Dataset entries:
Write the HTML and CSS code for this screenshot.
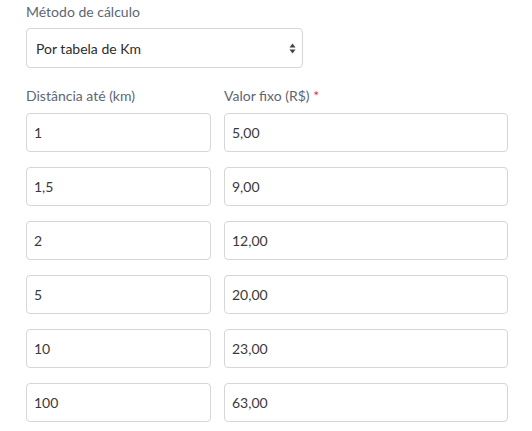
FILE: index.html
```html
<!DOCTYPE html>
<html lang="pt-BR">
<head>
<meta charset="utf-8">
<title>Método de cálculo</title>
<link rel="stylesheet" href="styles.css">
</head>
<body>
<div class="form">
  <label class="label">Método de cálculo</label>
  <div class="select">
    <span>Por tabela de Km</span>
    <svg class="arrows" width="7" height="11" viewBox="0 0 7 11"><path d="M3.5 0.5 L6.5 4.5 L0.5 4.5 Z M3.5 10.5 L6.5 6.5 L0.5 6.5 Z" fill="#444"/></svg>
  </div>
  <div class="grid">
    <label class="label">Distância até (km)</label>
    <label class="label">Valor fixo (R$) <span class="req">*</span></label>
    <div class="input">1</div><div class="input">5,00</div>
    <div class="input">1,5</div><div class="input">9,00</div>
    <div class="input">2</div><div class="input">12,00</div>
    <div class="input">5</div><div class="input">20,00</div>
    <div class="input">10</div><div class="input">23,00</div>
    <div class="input">100</div><div class="input">63,00</div>
  </div>
</div>
</body>
</html>
```
FILE: styles.css
```css
html, body { margin: 0; padding: 0; background: #fff; }
body { font-family: Lato, "Open Sans", sans-serif; font-size: 14px; color: #333; }
.form { padding: 2px 0 0 26px; width: 482px; }
.label { display: block; color: #5d6673; font-size: 14px; line-height: 20px; margin-bottom: 6px; }
.req { color: #e0343a; }
.select {
  width: 277px; height: 40px; box-sizing: border-box;
  border: 1px solid #d6d6d6; border-radius: 4px;
  display: flex; align-items: center; justify-content: space-between;
  padding: 0 6px 0 9px; color: #2d2d2d; margin-bottom: 18px;
}
.arrows { display: block; }
.grid { display: grid; grid-template-columns: 185px 284px; column-gap: 13px; row-gap: 15px; }
.grid .label { margin-bottom: -8px; }
.input {
  height: 39px; box-sizing: border-box; border: 1px solid #d6d6d6; border-radius: 4px;
  display: flex; align-items: center; padding-left: 7px; color: #3a3a3a;
}
```
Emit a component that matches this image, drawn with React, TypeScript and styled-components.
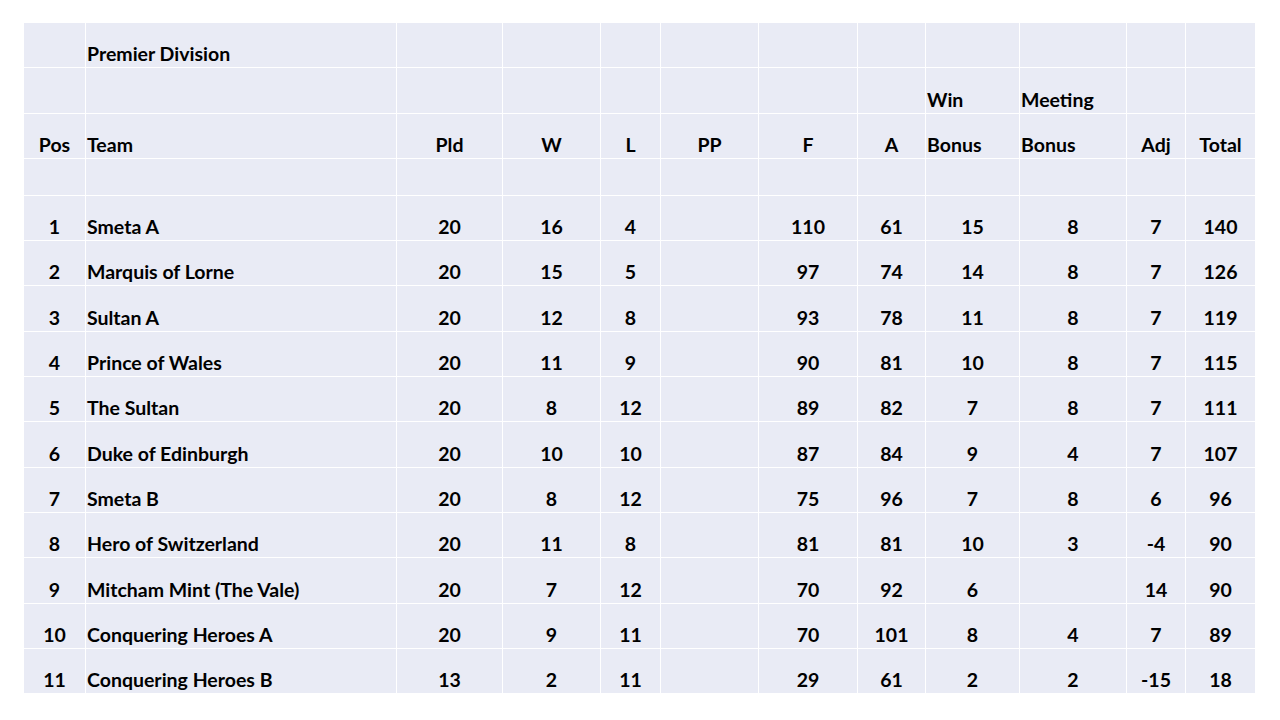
import React from 'react';
import styled, { createGlobalStyle } from 'styled-components';

const GlobalStyle = createGlobalStyle`
  html, body {
    margin: 0;
    padding: 0;
    background: #ffffff;
  }
  body {
    font-family: Lato, "Open Sans", "Liberation Sans", sans-serif;
  }
`;

const Page = styled.div`
  width: 1280px;
  height: 720px;
  padding: 22px 0 0 23px;
  box-sizing: border-box;
`;

const Table = styled.table`
  border-collapse: collapse;
  table-layout: fixed;
  width: 1232px;
  background: #e9ebf5;
  color: #000;
  font-weight: 700;
  font-size: 19.5px;
`;

const Row = styled.tr<{ $h?: number }>`
  height: ${({ $h }) => $h ?? 45.3}px;
`;

const Cell = styled.td<{ $align?: 'left' | 'center' }>`
  border: 1px solid #ffffff;
  padding: 0 1px 2px;
  vertical-align: bottom;
  text-align: ${({ $align }) => $align ?? 'center'};
  white-space: nowrap;
  line-height: 22px;
`;

const widths = [62, 311, 106, 98, 60, 98, 99, 68, 94, 107, 59, 70];

type Team = [string, string, string, string, string, string, string, string, string, string, string];

const teams: Team[] = [
  ['1', 'Smeta A', '20', '16', '4', '110', '61', '15', '8', '7', '140'],
  ['2', 'Marquis of Lorne', '20', '15', '5', '97', '74', '14', '8', '7', '126'],
  ['3', 'Sultan A', '20', '12', '8', '93', '78', '11', '8', '7', '119'],
  ['4', 'Prince of Wales', '20', '11', '9', '90', '81', '10', '8', '7', '115'],
  ['5', 'The Sultan', '20', '8', '12', '89', '82', '7', '8', '7', '111'],
  ['6', 'Duke of Edinburgh', '20', '10', '10', '87', '84', '9', '4', '7', '107'],
  ['7', 'Smeta B', '20', '8', '12', '75', '96', '7', '8', '6', '96'],
  ['8', 'Hero of Switzerland', '20', '11', '8', '81', '81', '10', '3', '-4', '90'],
  ['9', 'Mitcham Mint (The Vale)', '20', '7', '12', '70', '92', '6', '', '14', '90'],
  ['10', 'Conquering Heroes A', '20', '9', '11', '70', '101', '8', '4', '7', '89'],
  ['11', 'Conquering Heroes B', '13', '2', '11', '29', '61', '2', '2', '-15', '18'],
];

const blanks = (n: number) => Array.from({ length: n }, (_, i) => <Cell key={`b${i}`} />);

export default function App() {
  return (
    <>
      <GlobalStyle />
      <Page>
        <Table>
          <colgroup>
            {widths.map((w, i) => (
              <col key={i} style={{ width: w }} />
            ))}
          </colgroup>
          <tbody>
            <Row>
              <Cell />
              <Cell $align="left">Premier Division</Cell>
              {blanks(10)}
            </Row>
            <Row>
              {blanks(8)}
              <Cell $align="left">Win</Cell>
              <Cell $align="left">Meeting</Cell>
              {blanks(2)}
            </Row>
            <Row>
              <Cell>Pos</Cell>
              <Cell $align="left">Team</Cell>
              <Cell>Pld</Cell>
              <Cell>W</Cell>
              <Cell>L</Cell>
              <Cell>PP</Cell>
              <Cell>F</Cell>
              <Cell>A</Cell>
              <Cell $align="left">Bonus</Cell>
              <Cell $align="left">Bonus</Cell>
              <Cell>Adj</Cell>
              <Cell>Total</Cell>
            </Row>
            <Row $h={37}>{blanks(12)}</Row>
            {teams.map((t) => (
              <Row key={t[0]}>
                <Cell>{t[0]}</Cell>
                <Cell $align="left">{t[1]}</Cell>
                <Cell>{t[2]}</Cell>
                <Cell>{t[3]}</Cell>
                <Cell>{t[4]}</Cell>
                <Cell />
                <Cell>{t[5]}</Cell>
                <Cell>{t[6]}</Cell>
                <Cell>{t[7]}</Cell>
                <Cell>{t[8]}</Cell>
                <Cell>{t[9]}</Cell>
                <Cell>{t[10]}</Cell>
              </Row>
            ))}
          </tbody>
        </Table>
      </Page>
    </>
  );
}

Problem requirements: Copy each line above precisely, dropping the pictures.

The output:
Write the HTML and CSS code for this screenshot.
FILE: index.html
```html
<!DOCTYPE html>
<html lang="pt-BR">
<head>
<meta charset="utf-8">
<title>Método de cálculo</title>
<link rel="stylesheet" href="styles.css">
</head>
<body>
<div class="form">
  <label class="label">Método de cálculo</label>
  <div class="select">
    <span>Por tabela de Km</span>
    <svg class="arrows" width="7" height="11" viewBox="0 0 7 11"><path d="M3.5 0.5 L6.5 4.5 L0.5 4.5 Z M3.5 10.5 L6.5 6.5 L0.5 6.5 Z" fill="#444"/></svg>
  </div>
  <div class="grid">
    <label class="label">Distância até (km)</label>
    <label class="label">Valor fixo (R$) <span class="req">*</span></label>
    <div class="input">1</div><div class="input">5,00</div>
    <div class="input">1,5</div><div class="input">9,00</div>
    <div class="input">2</div><div class="input">12,00</div>
    <div class="input">5</div><div class="input">20,00</div>
    <div class="input">10</div><div class="input">23,00</div>
    <div class="input">100</div><div class="input">63,00</div>
  </div>
</div>
</body>
</html>
```
FILE: styles.css
```css
html, body { margin: 0; padding: 0; background: #fff; }
body { font-family: Lato, "Open Sans", sans-serif; font-size: 14px; color: #333; }
.form { padding: 2px 0 0 26px; width: 482px; }
.label { display: block; color: #5d6673; font-size: 14px; line-height: 20px; margin-bottom: 6px; }
.req { color: #e0343a; }
.select {
  width: 277px; height: 40px; box-sizing: border-box;
  border: 1px solid #d6d6d6; border-radius: 4px;
  display: flex; align-items: center; justify-content: space-between;
  padding: 0 6px 0 9px; color: #2d2d2d; margin-bottom: 18px;
}
.arrows { display: block; }
.grid { display: grid; grid-template-columns: 185px 284px; column-gap: 13px; row-gap: 15px; }
.grid .label { margin-bottom: -8px; }
.input {
  height: 39px; box-sizing: border-box; border: 1px solid #d6d6d6; border-radius: 4px;
  display: flex; align-items: center; padding-left: 7px; color: #3a3a3a;
}
```
Emit a component that matches this image, drawn with React, TypeScript and styled-components.
import React from 'react';
import styled, { createGlobalStyle } from 'styled-components';

const GlobalStyle = createGlobalStyle`
  html, body {
    margin: 0;
    padding: 0;
    background: #ffffff;
  }
  body {
    font-family: Lato, "Open Sans", "Liberation Sans", sans-serif;
  }
`;

const Page = styled.div`
  width: 1280px;
  height: 720px;
  padding: 22px 0 0 23px;
  box-sizing: border-box;
`;

const Table = styled.table`
  border-collapse: collapse;
  table-layout: fixed;
  width: 1232px;
  background: #e9ebf5;
  color: #000;
  font-weight: 700;
  font-size: 19.5px;
`;

const Row = styled.tr<{ $h?: number }>`
  height: ${({ $h }) => $h ?? 45.3}px;
`;

const Cell = styled.td<{ $align?: 'left' | 'center' }>`
  border: 1px solid #ffffff;
  padding: 0 1px 2px;
  vertical-align: bottom;
  text-align: ${({ $align }) => $align ?? 'center'};
  white-space: nowrap;
  line-height: 22px;
`;

const widths = [62, 311, 106, 98, 60, 98, 99, 68, 94, 107, 59, 70];

type Team = [string, string, string, string, string, string, string, string, string, string, string];

const teams: Team[] = [
  ['1', 'Smeta A', '20', '16', '4', '110', '61', '15', '8', '7', '140'],
  ['2', 'Marquis of Lorne', '20', '15', '5', '97', '74', '14', '8', '7', '126'],
  ['3', 'Sultan A', '20', '12', '8', '93', '78', '11', '8', '7', '119'],
  ['4', 'Prince of Wales', '20', '11', '9', '90', '81', '10', '8', '7', '115'],
  ['5', 'The Sultan', '20', '8', '12', '89', '82', '7', '8', '7', '111'],
  ['6', 'Duke of Edinburgh', '20', '10', '10', '87', '84', '9', '4', '7', '107'],
  ['7', 'Smeta B', '20', '8', '12', '75', '96', '7', '8', '6', '96'],
  ['8', 'Hero of Switzerland', '20', '11', '8', '81', '81', '10', '3', '-4', '90'],
  ['9', 'Mitcham Mint (The Vale)', '20', '7', '12', '70', '92', '6', '', '14', '90'],
  ['10', 'Conquering Heroes A', '20', '9', '11', '70', '101', '8', '4', '7', '89'],
  ['11', 'Conquering Heroes B', '13', '2', '11', '29', '61', '2', '2', '-15', '18'],
];

const blanks = (n: number) => Array.from({ length: n }, (_, i) => <Cell key={`b${i}`} />);

export default function App() {
  return (
    <>
      <GlobalStyle />
      <Page>
        <Table>
          <colgroup>
            {widths.map((w, i) => (
              <col key={i} style={{ width: w }} />
            ))}
          </colgroup>
          <tbody>
            <Row>
              <Cell />
              <Cell $align="left">Premier Division</Cell>
              {blanks(10)}
            </Row>
            <Row>
              {blanks(8)}
              <Cell $align="left">Win</Cell>
              <Cell $align="left">Meeting</Cell>
              {blanks(2)}
            </Row>
            <Row>
              <Cell>Pos</Cell>
              <Cell $align="left">Team</Cell>
              <Cell>Pld</Cell>
              <Cell>W</Cell>
              <Cell>L</Cell>
              <Cell>PP</Cell>
              <Cell>F</Cell>
              <Cell>A</Cell>
              <Cell $align="left">Bonus</Cell>
              <Cell $align="left">Bonus</Cell>
              <Cell>Adj</Cell>
              <Cell>Total</Cell>
            </Row>
            <Row $h={37}>{blanks(12)}</Row>
            {teams.map((t) => (
              <Row key={t[0]}>
                <Cell>{t[0]}</Cell>
                <Cell $align="left">{t[1]}</Cell>
                <Cell>{t[2]}</Cell>
                <Cell>{t[3]}</Cell>
                <Cell>{t[4]}</Cell>
                <Cell />
                <Cell>{t[5]}</Cell>
                <Cell>{t[6]}</Cell>
                <Cell>{t[7]}</Cell>
                <Cell>{t[8]}</Cell>
                <Cell>{t[9]}</Cell>
                <Cell>{t[10]}</Cell>
              </Row>
            ))}
          </tbody>
        </Table>
      </Page>
    </>
  );
}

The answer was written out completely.